The Living Legacy of Roman Commerce and Devotion
Each newly exposed market stall or temple inscription reminds us that Rome’s ancient greatness was not merely a matter of emperors and armies but of butchers, fishmongers, priests, and the unknowns who scratched prayers on walls. The Forum Boarium, the Markets of Trajan, the Forum Piscarium, and the temples of Jupiter, Vesta, Portunus, and Mithras collectively sketch a city whose pulse was commerce and whose soul was faith. As research continues, the boundaries between these spheres blur into a coherent portrait of a civilization that, even in its ruins, insists on being heard. The integration of every new find — be it a fish hook, a votive altar, or a grain shipment record — fills out the texture of daily life in ways that literary sources alone cannot convey.

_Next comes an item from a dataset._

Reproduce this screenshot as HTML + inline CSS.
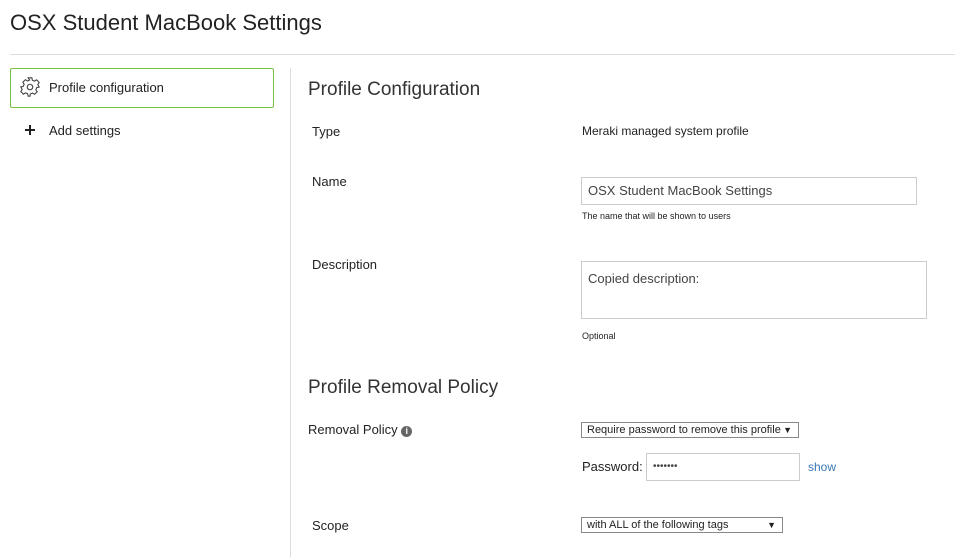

Ongoing digs beneath Rome’s modern neighborhoods will no doubt uncover further surprises. Perhaps a lost temple of Fortuna connected to the port, or a sealed merchant’s archive that finally quantifies the city’s grain imports. The recent chance discovery of a second-century commercial building beneath a parking lot near the Via Giulia, complete with painted sign advertising a wine shop, hints at what may be found. Whatever lies beneath, the integration of advanced technology, careful preservation, and public outreach ensures that these discoveries will not remain confined to academic monographs. They will continue to enrich the way humanity understands its shared past, one tufa block, one mosaic fish, one chipped altar at a time.